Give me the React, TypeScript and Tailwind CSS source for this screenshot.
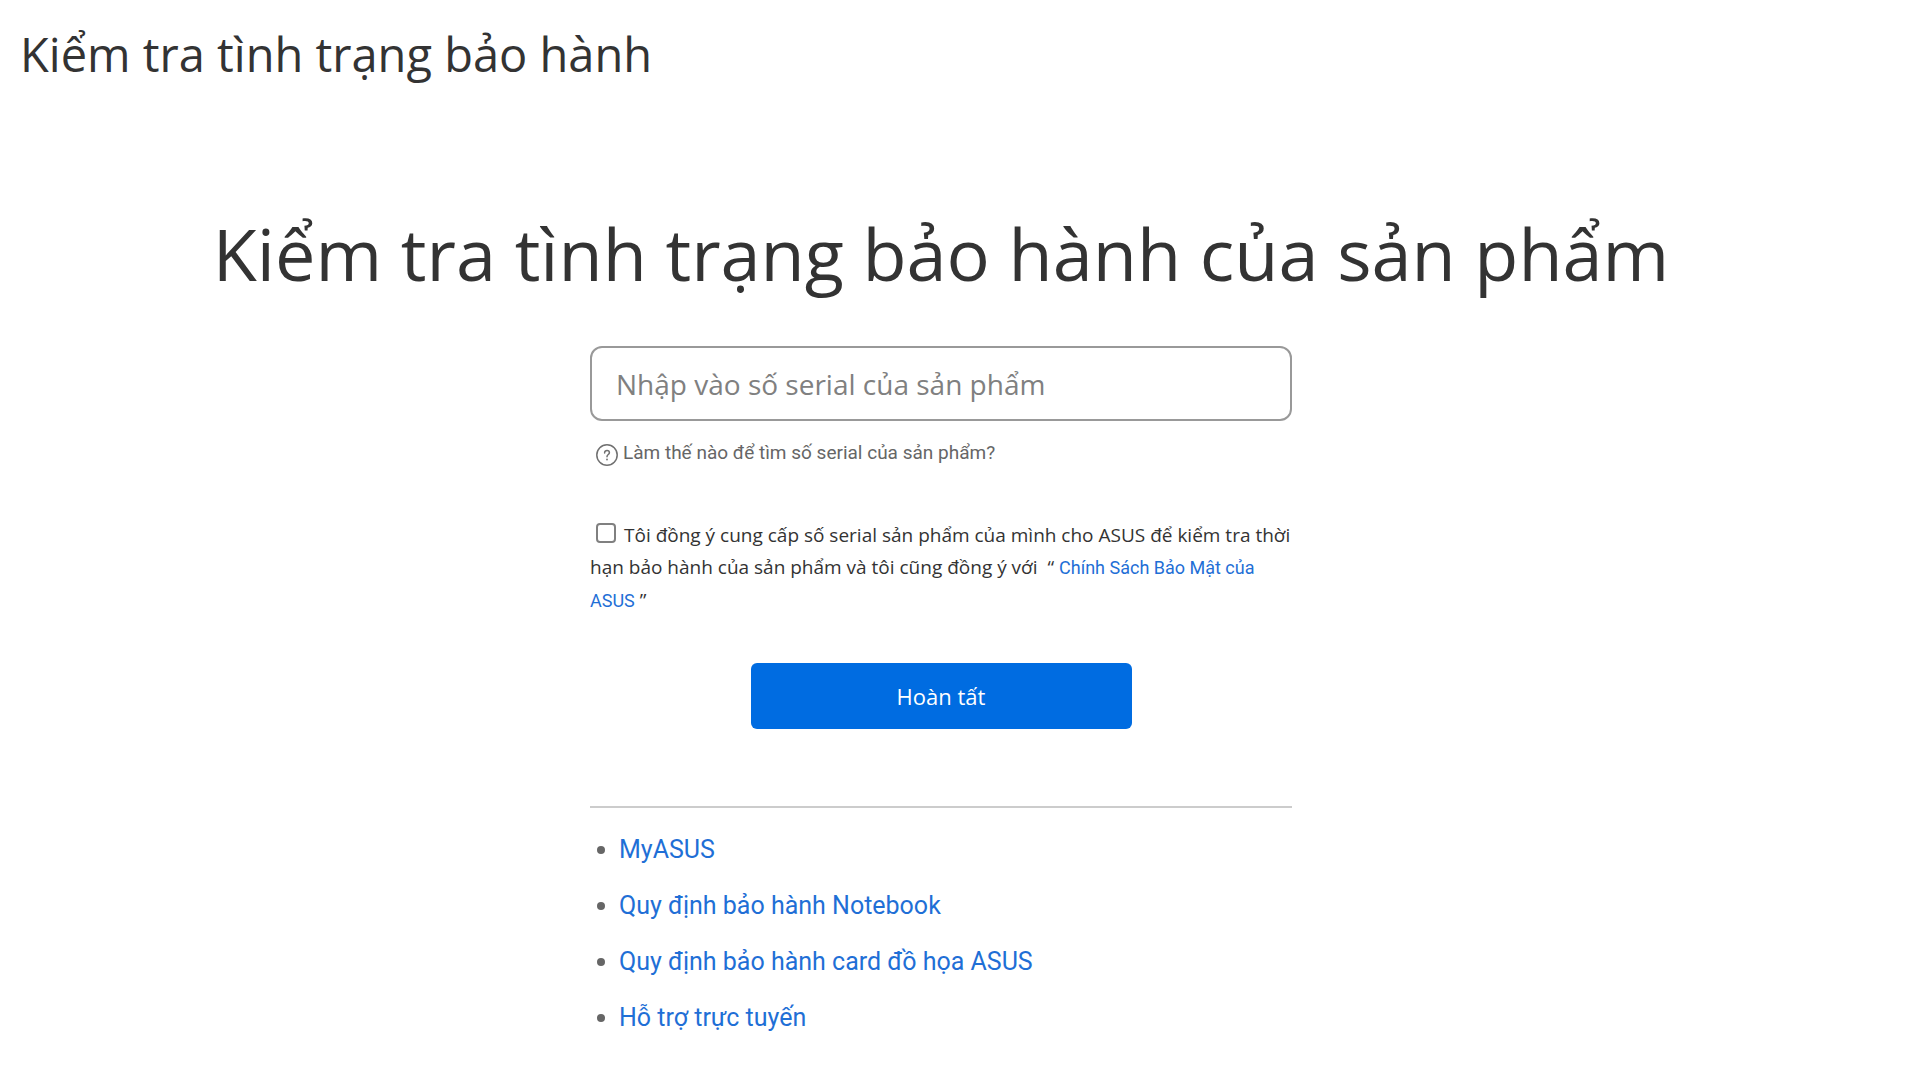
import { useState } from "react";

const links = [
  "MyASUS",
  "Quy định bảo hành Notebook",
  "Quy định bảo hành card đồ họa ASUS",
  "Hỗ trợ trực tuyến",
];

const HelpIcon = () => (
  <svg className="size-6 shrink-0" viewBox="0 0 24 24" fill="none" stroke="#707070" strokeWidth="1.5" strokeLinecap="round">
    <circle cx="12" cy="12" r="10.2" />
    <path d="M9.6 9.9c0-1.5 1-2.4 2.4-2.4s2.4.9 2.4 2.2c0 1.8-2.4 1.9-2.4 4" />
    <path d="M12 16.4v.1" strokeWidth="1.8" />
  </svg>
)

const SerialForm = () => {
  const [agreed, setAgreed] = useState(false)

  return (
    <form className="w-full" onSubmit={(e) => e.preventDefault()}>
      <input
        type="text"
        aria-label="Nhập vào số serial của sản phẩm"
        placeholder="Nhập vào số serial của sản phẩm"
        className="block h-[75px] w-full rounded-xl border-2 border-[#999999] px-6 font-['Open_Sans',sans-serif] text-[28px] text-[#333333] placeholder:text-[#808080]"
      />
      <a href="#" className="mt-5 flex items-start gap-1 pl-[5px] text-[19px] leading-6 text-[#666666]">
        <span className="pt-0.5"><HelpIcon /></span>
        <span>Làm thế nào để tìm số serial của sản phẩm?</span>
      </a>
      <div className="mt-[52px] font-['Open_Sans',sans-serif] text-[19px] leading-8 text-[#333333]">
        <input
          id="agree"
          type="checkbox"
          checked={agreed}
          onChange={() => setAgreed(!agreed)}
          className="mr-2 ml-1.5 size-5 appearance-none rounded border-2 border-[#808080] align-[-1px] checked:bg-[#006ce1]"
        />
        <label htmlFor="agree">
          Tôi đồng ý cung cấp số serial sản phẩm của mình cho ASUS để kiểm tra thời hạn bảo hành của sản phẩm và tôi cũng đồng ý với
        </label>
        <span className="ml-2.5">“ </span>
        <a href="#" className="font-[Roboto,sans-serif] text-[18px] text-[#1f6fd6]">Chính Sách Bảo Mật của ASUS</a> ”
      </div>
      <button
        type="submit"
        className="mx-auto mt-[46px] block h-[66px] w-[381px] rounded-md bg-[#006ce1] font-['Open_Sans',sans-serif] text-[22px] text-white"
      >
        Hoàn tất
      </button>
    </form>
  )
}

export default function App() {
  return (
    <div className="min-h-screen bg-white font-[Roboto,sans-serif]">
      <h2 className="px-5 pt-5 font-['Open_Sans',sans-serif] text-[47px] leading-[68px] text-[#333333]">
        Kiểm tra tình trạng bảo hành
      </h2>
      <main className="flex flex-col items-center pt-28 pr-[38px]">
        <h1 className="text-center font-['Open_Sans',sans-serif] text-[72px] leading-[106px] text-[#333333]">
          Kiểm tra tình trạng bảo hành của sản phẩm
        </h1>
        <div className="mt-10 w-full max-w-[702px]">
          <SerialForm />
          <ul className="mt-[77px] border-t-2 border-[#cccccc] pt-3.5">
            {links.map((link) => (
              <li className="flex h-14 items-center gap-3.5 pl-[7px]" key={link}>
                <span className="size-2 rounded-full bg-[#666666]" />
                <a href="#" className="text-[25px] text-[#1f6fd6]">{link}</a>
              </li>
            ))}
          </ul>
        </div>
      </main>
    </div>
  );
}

_Exercise directions_: Repeat, word for word and with no pictures, only the lines running from the beginning of the data to the line that contains "const [agreed, setAgreed] = useState(false)".

_Output for this task_:
Give me the React, TypeScript and Tailwind CSS source for this screenshot.
import { useState } from "react";

const links = [
  "MyASUS",
  "Quy định bảo hành Notebook",
  "Quy định bảo hành card đồ họa ASUS",
  "Hỗ trợ trực tuyến",
];

const HelpIcon = () => (
  <svg className="size-6 shrink-0" viewBox="0 0 24 24" fill="none" stroke="#707070" strokeWidth="1.5" strokeLinecap="round">
    <circle cx="12" cy="12" r="10.2" />
    <path d="M9.6 9.9c0-1.5 1-2.4 2.4-2.4s2.4.9 2.4 2.2c0 1.8-2.4 1.9-2.4 4" />
    <path d="M12 16.4v.1" strokeWidth="1.8" />
  </svg>
)

const SerialForm = () => {
  const [agreed, setAgreed] = useState(false)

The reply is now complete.